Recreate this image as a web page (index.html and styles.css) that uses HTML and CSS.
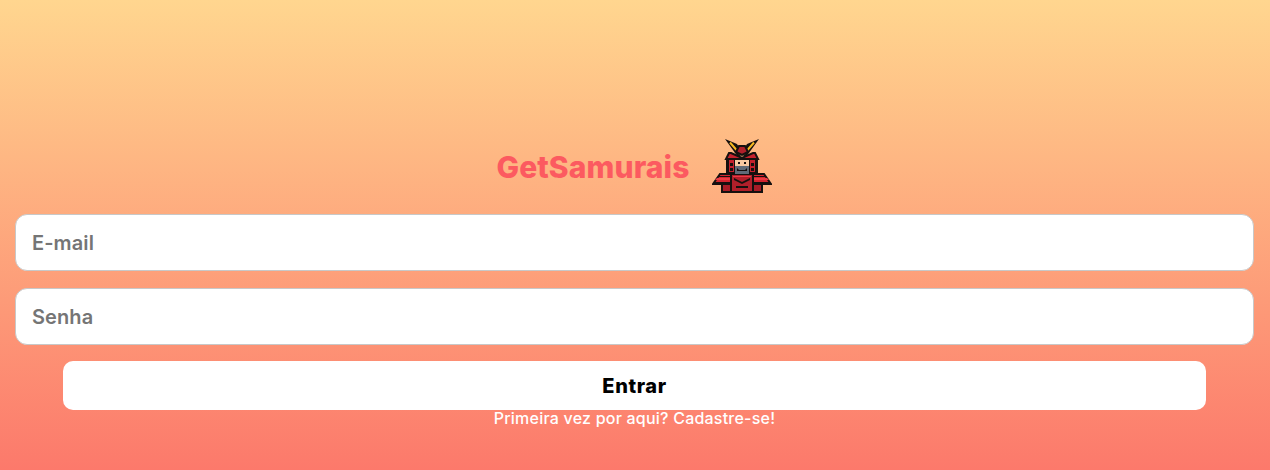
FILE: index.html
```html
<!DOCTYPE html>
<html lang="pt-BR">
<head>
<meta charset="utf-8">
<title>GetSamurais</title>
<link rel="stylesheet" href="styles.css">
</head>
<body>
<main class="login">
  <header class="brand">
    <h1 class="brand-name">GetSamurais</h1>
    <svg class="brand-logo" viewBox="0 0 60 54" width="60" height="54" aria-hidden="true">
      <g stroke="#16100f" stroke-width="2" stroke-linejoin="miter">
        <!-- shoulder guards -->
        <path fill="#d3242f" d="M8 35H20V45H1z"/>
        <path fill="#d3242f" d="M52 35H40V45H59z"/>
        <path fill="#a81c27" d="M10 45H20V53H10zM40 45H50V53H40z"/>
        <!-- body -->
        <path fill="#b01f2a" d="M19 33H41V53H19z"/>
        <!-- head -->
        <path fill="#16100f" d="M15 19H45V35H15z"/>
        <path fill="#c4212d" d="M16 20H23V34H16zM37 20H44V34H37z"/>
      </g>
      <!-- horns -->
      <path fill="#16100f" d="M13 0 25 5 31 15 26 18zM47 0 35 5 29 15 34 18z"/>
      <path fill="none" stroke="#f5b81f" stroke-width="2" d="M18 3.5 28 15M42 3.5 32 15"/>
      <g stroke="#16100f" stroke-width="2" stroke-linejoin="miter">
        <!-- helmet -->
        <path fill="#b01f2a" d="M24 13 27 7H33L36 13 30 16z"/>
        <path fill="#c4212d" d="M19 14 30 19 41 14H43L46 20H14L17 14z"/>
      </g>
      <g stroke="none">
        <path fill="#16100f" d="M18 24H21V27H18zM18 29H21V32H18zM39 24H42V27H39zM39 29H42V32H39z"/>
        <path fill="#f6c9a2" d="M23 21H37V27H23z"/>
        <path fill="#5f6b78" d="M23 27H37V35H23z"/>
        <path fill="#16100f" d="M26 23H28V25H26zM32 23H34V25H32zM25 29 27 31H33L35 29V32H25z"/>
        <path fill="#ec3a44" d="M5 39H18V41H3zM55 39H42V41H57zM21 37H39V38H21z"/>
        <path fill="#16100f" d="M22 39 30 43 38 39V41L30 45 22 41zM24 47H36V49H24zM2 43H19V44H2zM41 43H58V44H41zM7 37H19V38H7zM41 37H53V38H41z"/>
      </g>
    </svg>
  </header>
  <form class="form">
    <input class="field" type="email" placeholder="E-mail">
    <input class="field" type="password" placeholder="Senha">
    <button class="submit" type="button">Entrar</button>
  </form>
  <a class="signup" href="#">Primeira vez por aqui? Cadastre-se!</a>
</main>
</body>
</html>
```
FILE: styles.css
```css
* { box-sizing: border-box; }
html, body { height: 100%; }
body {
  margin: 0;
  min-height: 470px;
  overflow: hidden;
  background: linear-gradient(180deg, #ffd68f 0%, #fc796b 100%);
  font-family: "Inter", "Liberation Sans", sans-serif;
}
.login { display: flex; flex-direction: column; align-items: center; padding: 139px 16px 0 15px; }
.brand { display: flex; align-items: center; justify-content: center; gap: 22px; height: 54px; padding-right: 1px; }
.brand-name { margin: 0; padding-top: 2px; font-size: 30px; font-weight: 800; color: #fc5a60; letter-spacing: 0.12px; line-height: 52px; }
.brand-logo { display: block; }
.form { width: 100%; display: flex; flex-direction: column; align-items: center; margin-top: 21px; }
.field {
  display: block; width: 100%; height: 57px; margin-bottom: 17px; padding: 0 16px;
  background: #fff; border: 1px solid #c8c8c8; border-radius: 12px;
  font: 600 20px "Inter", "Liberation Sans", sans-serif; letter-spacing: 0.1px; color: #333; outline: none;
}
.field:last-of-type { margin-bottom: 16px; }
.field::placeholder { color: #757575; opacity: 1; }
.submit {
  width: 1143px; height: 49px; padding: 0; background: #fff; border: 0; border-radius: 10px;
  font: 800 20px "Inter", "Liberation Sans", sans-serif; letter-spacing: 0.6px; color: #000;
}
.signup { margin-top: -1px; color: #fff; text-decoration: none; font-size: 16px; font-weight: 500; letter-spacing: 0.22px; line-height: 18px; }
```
========
--- The exercise ---
Leave out the pictures and output the rest of the material exactly as written.

--- Task answer ---
Recreate this image as a web page (index.html and styles.css) that uses HTML and CSS.
FILE: index.html
```html
<!DOCTYPE html>
<html lang="pt-BR">
<head>
<meta charset="utf-8">
<title>GetSamurais</title>
<link rel="stylesheet" href="styles.css">
</head>
<body>
<main class="login">
  <header class="brand">
    <h1 class="brand-name">GetSamurais</h1>
    <svg class="brand-logo" viewBox="0 0 60 54" width="60" height="54" aria-hidden="true">
      <g stroke="#16100f" stroke-width="2" stroke-linejoin="miter">
        <!-- shoulder guards -->
        <path fill="#d3242f" d="M8 35H20V45H1z"/>
        <path fill="#d3242f" d="M52 35H40V45H59z"/>
        <path fill="#a81c27" d="M10 45H20V53H10zM40 45H50V53H40z"/>
        <!-- body -->
        <path fill="#b01f2a" d="M19 33H41V53H19z"/>
        <!-- head -->
        <path fill="#16100f" d="M15 19H45V35H15z"/>
        <path fill="#c4212d" d="M16 20H23V34H16zM37 20H44V34H37z"/>
      </g>
      <!-- horns -->
      <path fill="#16100f" d="M13 0 25 5 31 15 26 18zM47 0 35 5 29 15 34 18z"/>
      <path fill="none" stroke="#f5b81f" stroke-width="2" d="M18 3.5 28 15M42 3.5 32 15"/>
      <g stroke="#16100f" stroke-width="2" stroke-linejoin="miter">
        <!-- helmet -->
        <path fill="#b01f2a" d="M24 13 27 7H33L36 13 30 16z"/>
        <path fill="#c4212d" d="M19 14 30 19 41 14H43L46 20H14L17 14z"/>
      </g>
      <g stroke="none">
        <path fill="#16100f" d="M18 24H21V27H18zM18 29H21V32H18zM39 24H42V27H39zM39 29H42V32H39z"/>
        <path fill="#f6c9a2" d="M23 21H37V27H23z"/>
        <path fill="#5f6b78" d="M23 27H37V35H23z"/>
        <path fill="#16100f" d="M26 23H28V25H26zM32 23H34V25H32zM25 29 27 31H33L35 29V32H25z"/>
        <path fill="#ec3a44" d="M5 39H18V41H3zM55 39H42V41H57zM21 37H39V38H21z"/>
        <path fill="#16100f" d="M22 39 30 43 38 39V41L30 45 22 41zM24 47H36V49H24zM2 43H19V44H2zM41 43H58V44H41zM7 37H19V38H7zM41 37H53V38H41z"/>
      </g>
    </svg>
  </header>
  <form class="form">
    <input class="field" type="email" placeholder="E-mail">
    <input class="field" type="password" placeholder="Senha">
    <button class="submit" type="button">Entrar</button>
  </form>
  <a class="signup" href="#">Primeira vez por aqui? Cadastre-se!</a>
</main>
</body>
</html>
```
FILE: styles.css
```css
* { box-sizing: border-box; }
html, body { height: 100%; }
body {
  margin: 0;
  min-height: 470px;
  overflow: hidden;
  background: linear-gradient(180deg, #ffd68f 0%, #fc796b 100%);
  font-family: "Inter", "Liberation Sans", sans-serif;
}
.login { display: flex; flex-direction: column; align-items: center; padding: 139px 16px 0 15px; }
.brand { display: flex; align-items: center; justify-content: center; gap: 22px; height: 54px; padding-right: 1px; }
.brand-name { margin: 0; padding-top: 2px; font-size: 30px; font-weight: 800; color: #fc5a60; letter-spacing: 0.12px; line-height: 52px; }
.brand-logo { display: block; }
.form { width: 100%; display: flex; flex-direction: column; align-items: center; margin-top: 21px; }
.field {
  display: block; width: 100%; height: 57px; margin-bottom: 17px; padding: 0 16px;
  background: #fff; border: 1px solid #c8c8c8; border-radius: 12px;
  font: 600 20px "Inter", "Liberation Sans", sans-serif; letter-spacing: 0.1px; color: #333; outline: none;
}
.field:last-of-type { margin-bottom: 16px; }
.field::placeholder { color: #757575; opacity: 1; }
.submit {
  width: 1143px; height: 49px; padding: 0; background: #fff; border: 0; border-radius: 10px;
  font: 800 20px "Inter", "Liberation Sans", sans-serif; letter-spacing: 0.6px; color: #000;
}
.signup { margin-top: -1px; color: #fff; text-decoration: none; font-size: 16px; font-weight: 500; letter-spacing: 0.22px; line-height: 18px; }
```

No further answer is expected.